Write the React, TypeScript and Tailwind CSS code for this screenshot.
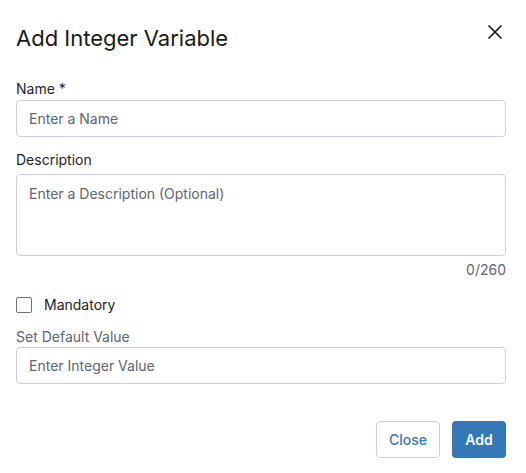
import { X } from 'lucide-react';

export default function App() {
  return (
    <div className="w-[526px] h-[473px] bg-white font-[Inter,Liberation_Sans,sans-serif] relative">
      <div className="flex items-center justify-between pl-[16px] pr-[19px] pt-[24px]">
        <h2 className="text-[22px] leading-[28px] text-[#1a1a1a]">Add Integer Variable</h2>
        <button className="text-[#1a1a1a] -mt-[12px]">
          <X size={24} strokeWidth={1.75} />
        </button>
      </div>

      <div className="pl-[16px] pr-[20px] pt-[27px] flex flex-col">
        <label className="text-[14px] leading-[20px] text-[#1f2328] mb-[1px]">Name *</label>
        <input
          placeholder="Enter a Name"
          className="h-[37px] w-full rounded-[4px] border border-[#ccd1d9] px-[12px] text-[14px] text-[#1f2328] placeholder:text-[#5c6670] outline-none"
        />

        <label className="text-[14px] leading-[20px] text-[#1f2328] mt-[13px] mb-[4px]">Description</label>
        <textarea
          placeholder="Enter a Description (Optional)"
          className="h-[82px] w-full resize-none rounded-[4px] border border-[#ccd1d9] px-[12px] py-[9px] text-[14px] leading-[20px] text-[#1f2328] placeholder:text-[#5c6670] outline-none block"
        />
        <div className="text-right text-[14px] leading-[20px] text-[#5c6670] mt-[4px]">0/260</div>

        <label className="flex items-center gap-[12px] mt-[15px]">
          <span className="w-[16px] h-[16px] rounded-[2px] border border-[#6b7280] bg-white" />
          <span className="text-[14px] leading-[20px] text-[#1f2328]">Mandatory</span>
        </label>

        <label className="text-[14px] leading-[20px] text-[#5c6670] mt-[12px]">Set Default Value</label>
        <input
          placeholder="Enter Integer Value"
          className="h-[37px] w-full rounded-[4px] border border-[#ccd1d9] px-[12px] text-[14px] text-[#1f2328] placeholder:text-[#5c6670] outline-none"
        />

        <div className="flex justify-end gap-[12px] mt-[37px]">
          <button className="h-[37px] w-[64px] rounded-[4px] border border-[#ccd1d9] bg-white text-[14px] font-medium text-[#3478b8]">
            Close
          </button>
          <button className="h-[37px] w-[54px] rounded-[4px] bg-[#3478b8] text-[14px] font-semibold text-white">
            Add
          </button>
        </div>
      </div>
    </div>
  );
}
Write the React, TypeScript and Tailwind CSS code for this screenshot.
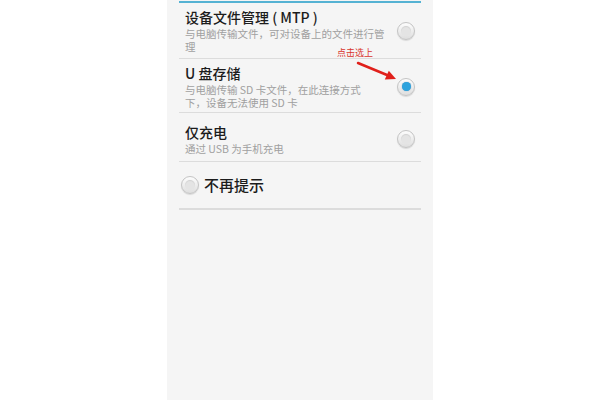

══════════

#### What this task involves
Repeat the material above word for word, please, apart from its images.

#### Response to this exercise
Write the React, TypeScript and Tailwind CSS code for this screenshot.
import { X } from 'lucide-react';

export default function App() {
  return (
    <div className="w-[526px] h-[473px] bg-white font-[Inter,Liberation_Sans,sans-serif] relative">
      <div className="flex items-center justify-between pl-[16px] pr-[19px] pt-[24px]">
        <h2 className="text-[22px] leading-[28px] text-[#1a1a1a]">Add Integer Variable</h2>
        <button className="text-[#1a1a1a] -mt-[12px]">
          <X size={24} strokeWidth={1.75} />
        </button>
      </div>

      <div className="pl-[16px] pr-[20px] pt-[27px] flex flex-col">
        <label className="text-[14px] leading-[20px] text-[#1f2328] mb-[1px]">Name *</label>
        <input
          placeholder="Enter a Name"
          className="h-[37px] w-full rounded-[4px] border border-[#ccd1d9] px-[12px] text-[14px] text-[#1f2328] placeholder:text-[#5c6670] outline-none"
        />

        <label className="text-[14px] leading-[20px] text-[#1f2328] mt-[13px] mb-[4px]">Description</label>
        <textarea
          placeholder="Enter a Description (Optional)"
          className="h-[82px] w-full resize-none rounded-[4px] border border-[#ccd1d9] px-[12px] py-[9px] text-[14px] leading-[20px] text-[#1f2328] placeholder:text-[#5c6670] outline-none block"
        />
        <div className="text-right text-[14px] leading-[20px] text-[#5c6670] mt-[4px]">0/260</div>

        <label className="flex items-center gap-[12px] mt-[15px]">
          <span className="w-[16px] h-[16px] rounded-[2px] border border-[#6b7280] bg-white" />
          <span className="text-[14px] leading-[20px] text-[#1f2328]">Mandatory</span>
        </label>

        <label className="text-[14px] leading-[20px] text-[#5c6670] mt-[12px]">Set Default Value</label>
        <input
          placeholder="Enter Integer Value"
          className="h-[37px] w-full rounded-[4px] border border-[#ccd1d9] px-[12px] text-[14px] text-[#1f2328] placeholder:text-[#5c6670] outline-none"
        />

        <div className="flex justify-end gap-[12px] mt-[37px]">
          <button className="h-[37px] w-[64px] rounded-[4px] border border-[#ccd1d9] bg-white text-[14px] font-medium text-[#3478b8]">
            Close
          </button>
          <button className="h-[37px] w-[54px] rounded-[4px] bg-[#3478b8] text-[14px] font-semibold text-white">
            Add
          </button>
        </div>
      </div>
    </div>
  );
}
Write the React, TypeScript and Tailwind CSS code for this screenshot.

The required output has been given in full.